Piuttosto che dover discutere del fatto che la pancetta nel piatto un tempo apparteneva a una creatura viva che era in grado di respirare, alcuni genitori preferiscono nascondere la verità e utilizzare una terminologia vaga che potrebbe avere impatti a lungo termine.
La disinformazione potrebbe anche essere legata al modo in cui la carne viene dissociata dalla sua origine in molte culture occidentali che sono dominate da sistemi alimentare fortemente industrializzati. Hamburger, pancetta e hot dog sono così tanto trasformati lontano dagli occhi dei bambini (e non solo) che quando raggiungono i loro piatti diventa impossibile fare la connessione, rendendo astratto il collegamento tra il cibo e l’animale.
Una riflessione interessante riportata dai ricercatori riguarda poi lo specismo, la convinzione secondo cui gli esseri umani sono superiori per status e valore agli altri animali, e pertanto devono godere di maggiori diritti. In altre parole, lo specismo è una sorta di pregiudizio che ci fa pensare che mangiare un hamburger sia un diritto più importante del desiderio di un animale di non morire.
Studi recenti hanno dimostrato che queste tendenze sono più deboli nei bambini, a riprova del fatto che lo specismo viene trasmesso dalla società e che potrebbe svilupparsi nelle menti solo in un’età più adulta.
“I bambini di quattro anni attribuiscono la stessa gravità all’atto di uccidere, sia che questo avvenga nei confronti degli esseri umani che di quelli non umani”, si legge nello studio. Appena crescono però, tendono a dare maggiore importanza alle vite umane e il divario sul giudizio morale riguardo le uccisioni aumenta. “Questo perché crescendo acquisiscono dei tratti sociali che danno priorità agli esseri umani e sminuiscono a livello morale gli altri animali”, concludono i ricercatori.

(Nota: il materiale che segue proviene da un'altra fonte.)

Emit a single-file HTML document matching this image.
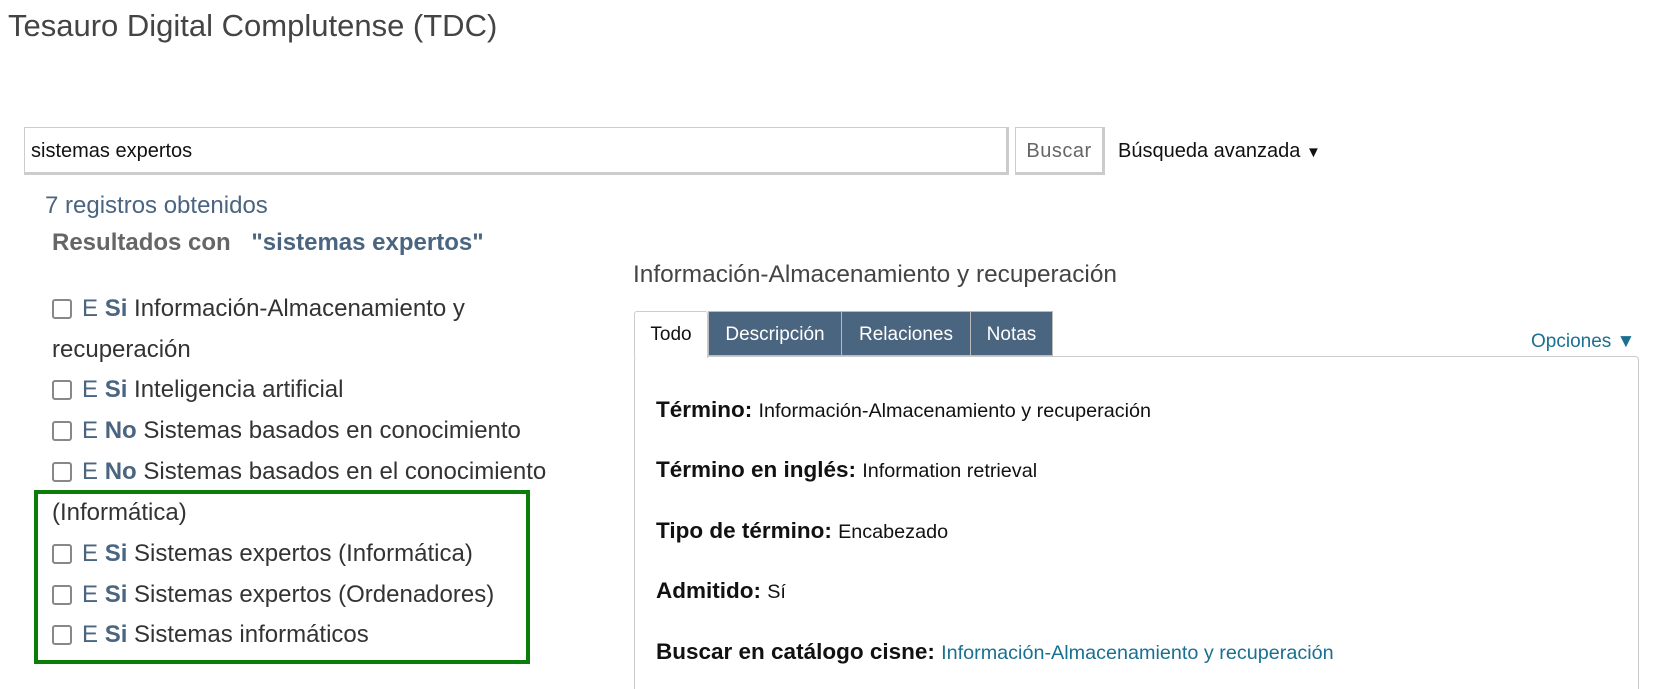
<!DOCTYPE html>
<html style="overflow:hidden;height:689px"><head><meta charset="utf-8"><style>
body{margin:0;width:1655px;height:689px;background:#fff;font-family:"Liberation Sans",sans-serif;position:relative;overflow:hidden}
.a{position:absolute;white-space:nowrap}
.cb{display:inline-block;width:20px;height:20px;border:2px solid #888;border-radius:3px;box-sizing:border-box;vertical-align:-3px;margin-right:10px;background:#fff}
.item{position:absolute;left:52px;font-size:24px;color:#333;white-space:nowrap}
.e{color:#4a6580}.s{color:#4a6580;font-weight:bold}
.tab{position:absolute;top:311px;height:45px;background:#4a6580;color:#fff;font-size:19px;line-height:45px;text-align:center;border:1px solid #bbb;box-sizing:border-box}
.lbl{position:absolute;left:656px;font-size:22.5px;font-weight:bold;color:#111;white-space:nowrap}
.lbl span{font-weight:normal;font-size:19.8px}
</style></head><body>
<div class="a" style="left:8px;top:8px;font-size:31px;color:#444">Tesauro Digital Complutense (TDC)</div>
<div class="a" style="left:24px;top:127px;width:985px;height:48px;border:1px solid #ccc;border-bottom:3px solid #ccc;border-right:3px solid #ccc;box-sizing:border-box;font-size:20px;line-height:46px;padding-left:6px;color:#111">sistemas expertos</div>
<div class="a" style="left:1015px;top:127px;width:90px;height:48px;border:1px solid #ccc;border-bottom:3px solid #ccc;border-right:3px solid #ccc;box-sizing:border-box;font-size:20px;line-height:46px;text-align:center;color:#666;background:#fff;letter-spacing:0.5px">Buscar</div>
<div class="a" style="left:1118px;top:140px;font-size:20px;color:#111">Búsqueda avanzada <span style="font-size:15px">▼</span></div>
<div class="a" style="left:45px;top:192px;font-size:24px;color:#4a6580">7 registros obtenidos</div>
<div class="a" style="left:52px;top:229px;font-size:24px;font-weight:bold;color:#666">Resultados con <span style="color:#4a6580;margin-left:14px">"sistemas expertos"</span></div>
<div class="item" style="top:295px"><span class="cb"></span><span class="e">E</span> <span class="s">Si</span> Información-Almacenamiento y</div>
<div class="item" style="top:336px">recuperación</div>
<div class="item" style="top:376px"><span class="cb"></span><span class="e">E</span> <span class="s">Si</span> Inteligencia artificial</div>
<div class="item" style="top:417px"><span class="cb"></span><span class="e">E</span> <span class="s">No</span> Sistemas basados en conocimiento</div>
<div class="item" style="top:458px"><span class="cb"></span><span class="e">E</span> <span class="s">No</span> Sistemas basados en el conocimiento</div>
<div class="item" style="top:499px">(Informática)</div>
<div class="item" style="top:540px"><span class="cb"></span><span class="e">E</span> <span class="s">Si</span> Sistemas expertos (Informática)</div>
<div class="item" style="top:581px"><span class="cb"></span><span class="e">E</span> <span class="s">Si</span> Sistemas expertos (Ordenadores)</div>
<div class="item" style="top:621px"><span class="cb"></span><span class="e">E</span> <span class="s">Si</span> Sistemas informáticos</div>
<div class="a" style="left:34px;top:490px;width:496px;height:174px;border:4px solid #0a7d0a;box-sizing:border-box"></div>
<div class="a" style="left:633px;top:261px;font-size:24.4px;color:#444">Información-Almacenamiento y recuperación</div>
<div class="a" style="left:634px;top:356px;width:1005px;height:340px;border:1px solid #ccc;border-radius:4px;box-sizing:border-box"></div>
<div class="a" style="left:634px;top:311px;width:74px;height:47px;border:1px solid #ccc;border-bottom:none;background:#fff;box-sizing:border-box;font-size:19px;line-height:45px;text-align:center;color:#111;border-radius:3px 3px 0 0">Todo</div>
<div class="tab" style="left:708px;width:134px">Descripción</div>
<div class="tab" style="left:841px;width:130px">Relaciones</div>
<div class="tab" style="left:970px;width:83px">Notas</div>
<div class="a" style="left:1531px;top:331px;font-size:19px;color:#1a7090">Opciones ▼</div>
<div class="lbl" style="top:397px">Término: <span>Información-Almacenamiento y recuperación</span></div>
<div class="lbl" style="top:457px">Término en inglés: <span>Information retrieval</span></div>
<div class="lbl" style="top:518px">Tipo de término: <span>Encabezado</span></div>
<div class="lbl" style="top:578px">Admitido: <span>Sí</span></div>
<div class="lbl" style="top:639px">Buscar en catálogo cisne: <span style="color:#1a7090">Información-Almacenamiento y recuperación</span></div>
</body></html>
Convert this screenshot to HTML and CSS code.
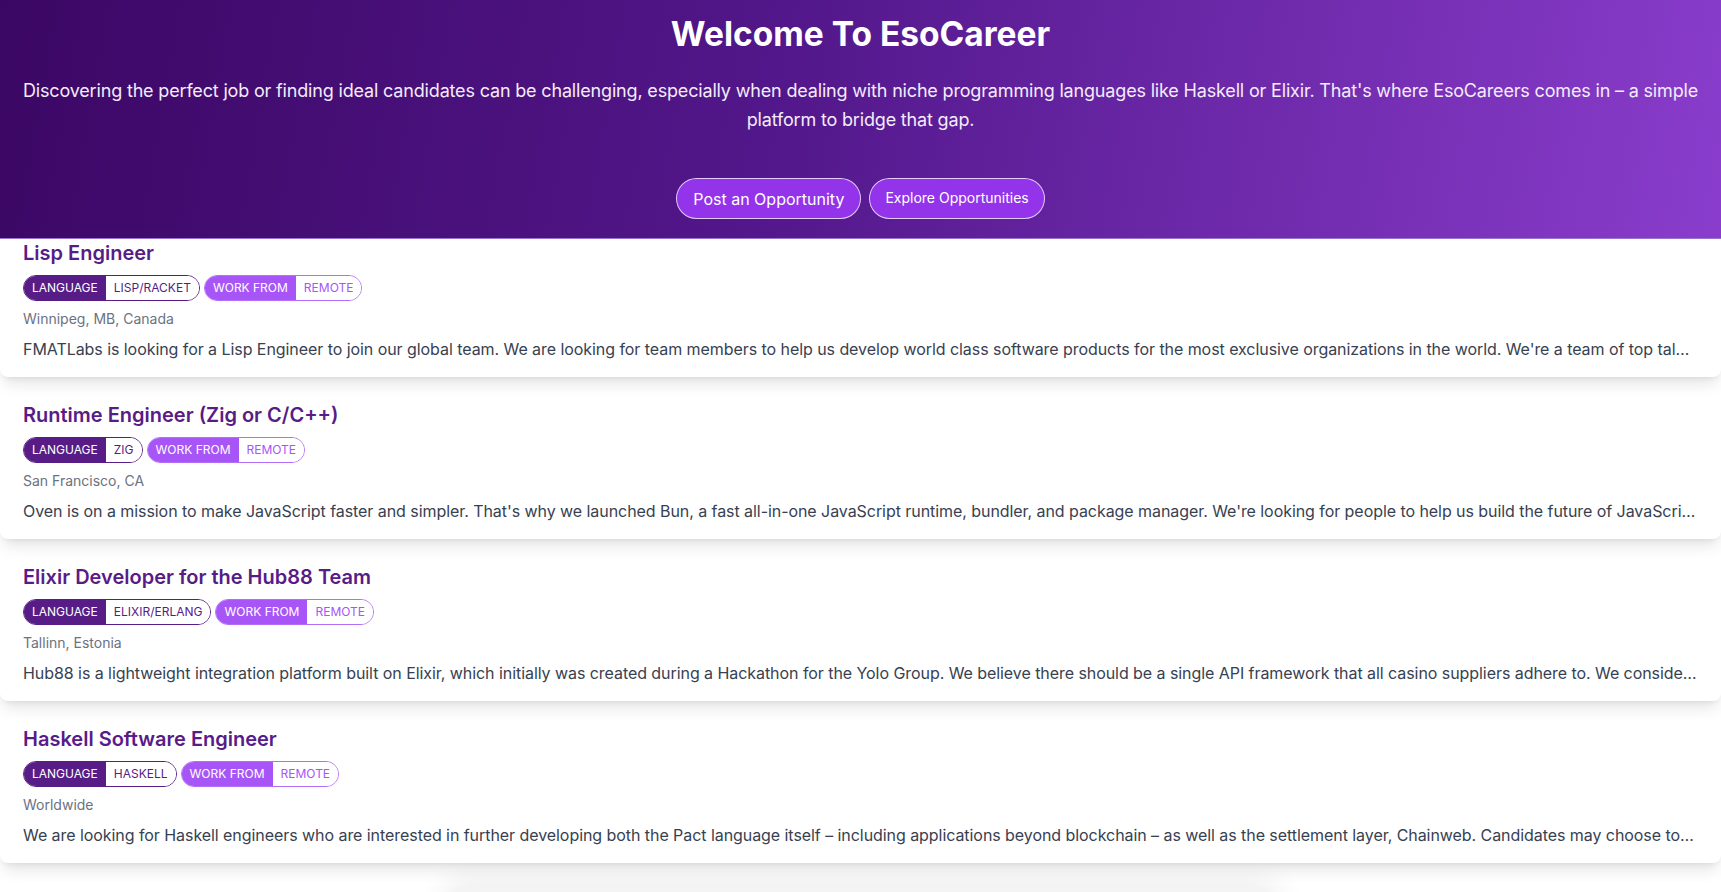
FILE: index.html
```html
<!DOCTYPE html>
<html lang="en">
<head>
<meta charset="utf-8">
<title>EsoCareer</title>
<link rel="stylesheet" href="styles.css">
</head>
<body>
<header class="hero">
  <h1 class="hero-title">Welcome To EsoCareer</h1>
  <p class="hero-text">Discovering the perfect job or finding ideal candidates can be challenging, especially when dealing with niche programming languages like Haskell or Elixir. That's where EsoCareers comes in – a simple platform to bridge that gap.</p>
  <div class="hero-actions">
    <a class="btn btn-post" href="#">Post an Opportunity</a>
    <a class="btn btn-explore" href="#">Explore Opportunities</a>
  </div>
</header>
<main class="jobs">
  <article class="card">
    <h2 class="card-title">Lisp Engineer</h2>
    <div class="tags">
      <span class="tag tag-lang"><span class="tag-key">Language</span><span class="tag-val">Lisp/Racket</span></span>
      <span class="tag tag-work"><span class="tag-key">Work from</span><span class="tag-val">Remote</span></span>
    </div>
    <div class="location">Winnipeg, MB, Canada</div>
    <p class="desc">FMATLabs is looking for a Lisp Engineer to join our global team. We are looking for team members to help us develop world class software products for the most exclusive organizations in the world. We're a team of top talented engineers and designers working remotely.</p>
  </article>
  <article class="card">
    <h2 class="card-title">Runtime Engineer (Zig or C/C++)</h2>
    <div class="tags">
      <span class="tag tag-lang"><span class="tag-key">Language</span><span class="tag-val">Zig</span></span>
      <span class="tag tag-work"><span class="tag-key">Work from</span><span class="tag-val">Remote</span></span>
    </div>
    <div class="location">San Francisco, CA</div>
    <p class="desc">Oven is on a mission to make JavaScript faster and simpler. That's why we launched Bun, a fast all-in-one JavaScript runtime, bundler, and package manager. We're looking for people to help us build the future of JavaScript tooling.</p>
  </article>
  <article class="card">
    <h2 class="card-title">Elixir Developer for the Hub88 Team</h2>
    <div class="tags">
      <span class="tag tag-lang"><span class="tag-key">Language</span><span class="tag-val">Elixir/Erlang</span></span>
      <span class="tag tag-work"><span class="tag-key">Work from</span><span class="tag-val">Remote</span></span>
    </div>
    <div class="location">Tallinn, Estonia</div>
    <p class="desc">Hub88 is a lightweight integration platform built on Elixir, which initially was created during a Hackathon for the Yolo Group. We believe there should be a single API framework that all casino suppliers adhere to. We consider this our mission.</p>
  </article>
  <article class="card">
    <h2 class="card-title">Haskell Software Engineer</h2>
    <div class="tags">
      <span class="tag tag-lang"><span class="tag-key">Language</span><span class="tag-val">Haskell</span></span>
      <span class="tag tag-work"><span class="tag-key">Work from</span><span class="tag-val">Remote</span></span>
    </div>
    <div class="location">Worldwide</div>
    <p class="desc">We are looking for Haskell engineers who are interested in further developing both the Pact language itself – including applications beyond blockchain – as well as the settlement layer, Chainweb. Candidates may choose to work on either.</p>
  </article>
  <div class="more"></div>
</main>
</body>
</html>
```
FILE: styles.css
```css
* { box-sizing: border-box; }
html, body { margin: 0; padding: 0; }
body {
  font-family: Inter, "Noto Sans", "Liberation Sans", sans-serif;
  background: #ffffff;
  color: #374151;
  overflow: hidden;
}
.hero {
  background: linear-gradient(100deg, #3b0764 0%, #52178a 45%, #8a3dcc 100%);
  color: #ffffff;
  text-align: center;
  padding: 14px 14px 19px;
  border-bottom: 1px solid #9b72cf;
}
.hero-title {
  margin: 0;
  font-size: 33.5px;
  line-height: 40px;
  font-weight: 700;
}
.hero-text {
  margin: 23px 0 0;
  font-size: 18px;
  line-height: 28.5px;
  letter-spacing: -0.17px;
  color: #f3ecfb;
}
.hero-actions {
  margin-top: 44px;
  display: flex;
  justify-content: center;
  gap: 8px;
}
.btn {
  display: flex;
  align-items: center;
  height: 41px;
  border-radius: 9999px;
  background: #9333ea;
  border: 1px solid rgba(255, 255, 255, 0.75);
  color: #ffffff;
  text-decoration: none;
}
.btn-post {
  font-size: 16px;
  padding: 0 16px;
}
.btn-explore {
  font-size: 14px;
  padding: 0 15px 3px;
}
.jobs {
  display: flex;
  flex-direction: column;
  gap: 24px;
}
.card {
  background: #ffffff;
  border-radius: 8px;
  padding: 0 23px 16px;
  box-shadow: 0 10px 15px -3px rgba(0, 0, 0, 0.1), 0 4px 6px -4px rgba(0, 0, 0, 0.1);
  position: relative;
}
.card-title {
  margin: 0;
  font-size: 20px;
  line-height: 28px;
  font-weight: 600;
  color: #581c87;
}
.tags {
  margin-top: 8px;
  display: flex;
  gap: 4px;
}
.tag {
  display: inline-flex;
  border-radius: 9999px;
  overflow: hidden;
  font-size: 12px;
  line-height: 24px;
  text-transform: uppercase;
}
.tag-key, .tag-val { padding: 0 8px; }
.tag-lang { border: 1px solid #581c87; }
.tag-lang .tag-key { background: #581c87; color: #ffffff; }
.tag-lang .tag-val { background: #ffffff; color: #581c87; }
.tag-work { border: 1px solid #b26ef8; }
.tag-work .tag-key { background: #a855f7; color: #ffffff; }
.tag-work .tag-val { background: #ffffff; color: #a855f7; }
.location {
  margin-top: 8px;
  font-size: 14px;
  line-height: 20px;
  color: #6b7280;
}
.desc {
  margin: 8px 0 0;
  font-size: 16px;
  line-height: 24px;
  letter-spacing: -0.06px;
  color: #374151;
  white-space: nowrap;
  overflow: hidden;
  text-overflow: ellipsis;
}
.more {
  width: 820px;
  height: 80px;
  margin: 0 auto;
  background: #f4f4f4;
  box-shadow: 0 0 30px 6px rgba(0, 0, 0, 0.08);
  border-radius: 12px;
}
```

Studiare le opinioni dei bambini sui cibi che derivano dagli animali, può fornire una prospettiva unica per capire la resistenza degli adulti verso la riduzione del consumo di carne e derivati, si spiega nello studio. “I genitori sembrano parlare poco dell’impatto ambientale che l’alimentazione ha sul Pianeta e […] spesso rappresentano in modo errato la provenienza della carne ai bambini a causa della loro stessa complessa relazione che hanno con gli animali”.
Eppure, il settore alimentare, in particolare quello legato agli alimenti di origine animale, è uno dei più impattanti sul Pianeta. “La crisi climatica domanda un cambiamento culturale su larga scala, tra cui la transizione verso diete a base vegetale”, continuano gli esperti. “Gli adulti che vivono in nazioni che producono le emissioni maggiori non sembrano voler ridurre il loro consumo di cibi di origine animale. I bambini non avendo ancora il loro arsenale di scuse sembrerebbero essere dei consumatori ignari. L’infanzia potrebbe quindi rappresentare una finestra unica di opportunità durante la quale inserire una dieta vegetale”. La speranza è che le nuove generazioni possano conservare un po’ di quella compassione che, alla fine, è dentro ognuno di noi.